Enrichment of r-process elements in dwarf spheroidal galaxies in chemo-dynamical evolution model

TL;DR

This study uses chemo-dynamical modeling of dwarf spheroidal galaxies to demonstrate that neutron star mergers with merger times around 100 Myr can explain observed r-process element enrichment, supporting NSMs as the main site.

Contribution

It presents a high-resolution chemo-dynamical model showing that neutron star mergers can account for r-process enrichment in dwarf spheroidal galaxies, aligning with observed data.

Findings

Model reproduces observed [Eu/Fe] ratios with NSM merger time of 100 Myr.

Metal mixing effects are crucial for matching observations.

Results suggest NSM merger times < 300 Myr and rates ~ 10^{-4} yr^{-1}.

Abstract

The rapid neutron-capture process (r-process) is a major process to synthesize elements heavier than iron, but the astrophysical site(s) of r-process is not identified yet. Neutron star mergers (NSMs) are suggested to be a major r-process site from nucleosynthesis studies. Previous chemical evolution studies however require unlikely short merger time of NSMs to reproduce the observed large star-to-star scatters in the abundance ratios of r-process elements relative to iron, [Eu/Fe], of extremely metal-poor stars in the Milky Way (MW) halo. This problem can be solved by considering chemical evolution in dwarf spheroidal galaxies (dSphs) which would be building blocks of the MW and have lower star formation efficiencies than the MW halo. We demonstrate that enrichment of r-process elements in dSphs by NSMs using an N-body/smoothed particle hydrodynamics code. Our high-resolution model reproduces the observed [Eu/Fe] by NSMs with a merger time of 100 Myr when the effect of metal mixing is taken into account. This is because metallicity is not correlated with time up to ~ 300 Myr from the start of the simulation due to low star formation efficiency in dSphs.
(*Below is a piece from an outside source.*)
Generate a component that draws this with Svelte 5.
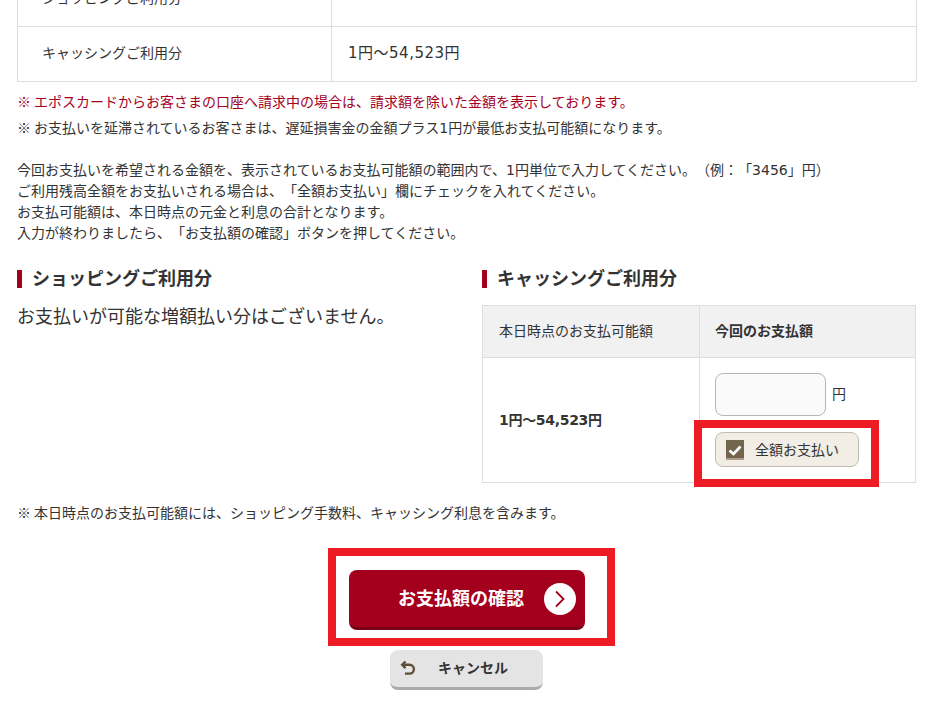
<script>
  const limits = [
    { label: 'ショッピングご利用分', value: '' },
    { label: 'キャッシングご利用分', value: '1円～54,523円' }
  ];

  const guide = [
    '今回お支払いを希望される金額を、表示されているお支払可能額の範囲内で、1円単位で入力してください。（例：「3456」円）',
    'ご利用残高全額をお支払いされる場合は、「全額お支払い」欄にチェックを入れてください。',
    'お支払可能額は、本日時点の元金と利息の合計となります。',
    '入力が終わりましたら、「お支払額の確認」ボタンを押してください。'
  ];

  let payAll = true;
</script>

<div class="page">
  <table class="summary">
    <tbody>
      {#each limits as row}
        <tr>
          <th>{row.label}</th>
          <td>{row.value}</td>
        </tr>
      {/each}
    </tbody>
  </table>

  <p class="note first"><span class="mark">※</span><span class="red">エポスカードからお客さまの口座へ請求中の場合は、請求額を除いた金額を表示しております。</span></p>
  <p class="note"><span class="mark">※</span>お支払いを延滞されているお客さまは、遅延損害金の金額プラス1円が最低お支払可能額になります。</p>

  <div class="guide">
    {#each guide as line}
      <p>{line}</p>
    {/each}
  </div>

  <div class="columns">
    <section class="col-left">
      <h2>ショッピングご利用分</h2>
      <p class="none">お支払いが可能な増額払い分はございません。</p>
    </section>

    <section class="col-right">
      <h2>キャッシングご利用分</h2>
      <table class="pay">
        <thead>
          <tr>
            <th class="avail">本日時点のお支払可能額</th>
            <th class="now">今回のお支払額</th>
          </tr>
        </thead>
        <tbody>
          <tr>
            <td class="range">1円～54,523円</td>
            <td class="entry">
              <div class="amount">
                <input type="text" aria-label="今回のお支払額" />
                <span>円</span>
              </div>
              <label class="all">
                <input type="checkbox" bind:checked={payAll} />
                <span class="box">
                  <svg width="18" height="18" viewBox="0 0 18 18" fill="none" stroke="#fff" stroke-width="2.6">
                    <polyline points="3.5 9.5 7.5 13 14.5 5.5"></polyline>
                  </svg>
                </span>
                <span class="all-text">全額お支払い</span>
              </label>
              <span class="hl hl-check"></span>
            </td>
          </tr>
        </tbody>
      </table>
    </section>
  </div>

  <p class="foot"><span class="mark">※</span>本日時点のお支払可能額には、ショッピング手数料、キャッシング利息を含みます。</p>

  <div class="actions">
    <div class="confirm-wrap">
      <button class="confirm">
        <span class="confirm-text">お支払額の確認</span>
        <span class="circle">
          <svg width="32" height="32" viewBox="0 0 32 32" fill="none" stroke="#a4001e" stroke-width="1.8">
            <polyline points="12 8.5 19.5 16 12 23.5"></polyline>
          </svg>
        </span>
      </button>
      <span class="hl hl-confirm"></span>
    </div>
    <button class="cancel">
      <svg width="16" height="16" viewBox="0 0 16 16" fill="none" stroke="#5c4d38" stroke-width="2.4">
        <path d="M5.5 1.5 L2.2 4.8 L5.5 8.1"></path>
        <path d="M2.4 4.8 H9.5 A4.4 4.4 0 0 1 9.5 13.6 H5"></path>
      </svg>
      <span>キャンセル</span>
    </button>
  </div>
</div>

<style>
  :global(body) {
    margin: 0;
    background: #fff;
  }

  .page {
    height: 709px;
    box-sizing: border-box;
    overflow: hidden;
    padding: 0 14px 0 17px;
    font-family: "DejaVu Sans", "Noto Sans CJK JP", sans-serif;
    font-size: 14px;
    color: #333;
    text-spacing-trim: space-all;
  }

  p {
    margin: 0;
  }

  .mark {
    margin-right: 3px;
    font-family: "Noto Sans CJK JP", sans-serif;
  }

  .summary {
    width: 900px;
    margin-top: -29px;
    border-collapse: collapse;
    table-layout: fixed;
  }

  .summary th,
  .summary td {
    height: 55px;
    padding: 0 0 5px;
    border: 1px solid #ddd;
    font-weight: normal;
    text-align: left;
    box-sizing: border-box;
  }

  .summary th {
    width: 314px;
    padding-left: 24px;
    font-size: 14px;
  }

  .summary td {
    padding-left: 16px;
    font-size: 15px;
    letter-spacing: 0.5px;
  }

  .note {
    line-height: 25px;
  }

  .note.first {
    margin-top: 7px;
  }

  .note.first .mark,
  .red {
    color: #a4001e;
  }

  .guide {
    margin-top: 19px;
    line-height: 21px;
  }

  .columns {
    display: flex;
    margin-top: 26px;
  }

  .col-left {
    width: 465px;
  }

  .col-right {
    width: 434px;
  }

  h2 {
    margin: 0;
    padding-left: 10px;
    border-left: 5px solid #a4001e;
    font-size: 18px;
    line-height: 18px;
    font-weight: bold;
    color: #333;
  }

  .none {
    margin-top: 17px;
    font-size: 18px;
    line-height: 24px;
  }

  .pay {
    width: 434px;
    margin-top: 17px;
    border-collapse: collapse;
    table-layout: fixed;
    font-size: 14px;
  }

  .pay th,
  .pay td {
    padding: 0 15px;
    border: 1px solid #ddd;
    text-align: left;
    box-sizing: border-box;
  }

  .pay th {
    height: 52px;
    padding-bottom: 4px;
    background: #f1f1f1;
  }

  .avail {
    width: 217px;
    font-weight: normal;
  }

  .pay .range {
    padding-left: 16px;
    padding-bottom: 2px;
    font-weight: bold;
    letter-spacing: -0.3px;
  }

  .pay .avail {
    padding-left: 16px;
  }

  .entry {
    position: relative;
    height: 125px;
    vertical-align: top;
  }

  .amount {
    display: flex;
    align-items: center;
    gap: 6px;
    margin-top: 15px;
  }

  .amount span {
    margin-bottom: 4px;
  }

  .amount input {
    width: 111px;
    height: 43px;
    box-sizing: border-box;
    border: 1px solid #b5b5b5;
    border-radius: 8px;
    background: #fafafa;
  }

  .all {
    display: flex;
    align-items: center;
    width: 144px;
    height: 35px;
    box-sizing: border-box;
    margin-top: 16px;
    padding-left: 10px;
    border: 1px solid #c2bcb0;
    border-radius: 8px;
    background: #f2ede5;
  }

  .all input {
    display: none;
  }

  .box {
    display: flex;
    align-items: center;
    justify-content: center;
    width: 18px;
    height: 20px;
    background: #73654c;
    box-shadow: inset 0 -2px 0 #a89e8c;
  }

  .all-text {
    margin-left: 11px;
    margin-bottom: 2px;
  }

  .hl {
    position: absolute;
    box-sizing: border-box;
    border: 8px solid #ed1c24;
    pointer-events: none;
  }

  .hl-check {
    left: -6px;
    top: 62px;
    width: 185px;
    height: 67px;
  }

  .foot {
    margin-top: 19px;
    line-height: 20px;
  }

  .actions {
    display: flex;
    flex-direction: column;
    align-items: center;
    width: 900px;
    margin-top: 47px;
  }

  .confirm-wrap {
    position: relative;
  }

  .confirm {
    display: flex;
    align-items: center;
    width: 236px;
    height: 60px;
    box-sizing: border-box;
    padding: 0 9px 0 49px;
    border: 0;
    border-bottom: 3px solid #760014;
    border-radius: 8px;
    background: #a4001e;
    color: #fff;
    font-family: inherit;
    font-size: 18px;
    font-weight: bold;
  }

  .confirm-text {
    margin-bottom: 4px;
  }

  .circle {
    display: flex;
    margin-left: auto;
    border-radius: 50%;
    background: #fff;
  }

  .hl-confirm {
    left: -21px;
    top: -22px;
    width: 287px;
    height: 98px;
  }

  .cancel {
    display: flex;
    align-items: center;
    width: 153px;
    height: 40px;
    box-sizing: border-box;
    margin: 20px 1px 0 0;
    padding: 0 0 2px 10px;
    border: 0;
    border-bottom: 3px solid #aaa;
    border-radius: 8px;
    background: #e4e4e4;
    color: #333;
    font-family: inherit;
    font-size: 14px;
    font-weight: bold;
  }

  .cancel span {
    margin-left: 22px;
    margin-bottom: 2px;
  }
</style>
We also confirm that this model is consistent with observed properties of dSphs such as radial profiles and metallicity distribution. The merger time and the Galactic rate of NSMs are suggested to be <~ 300 Myr and ~ $10^{-4}$ yr$^{-1}$, which are consistent with the values suggested by population synthesis and nucleosynthesis studies. This study supports that NSMs are the major astrophysical site of r-process.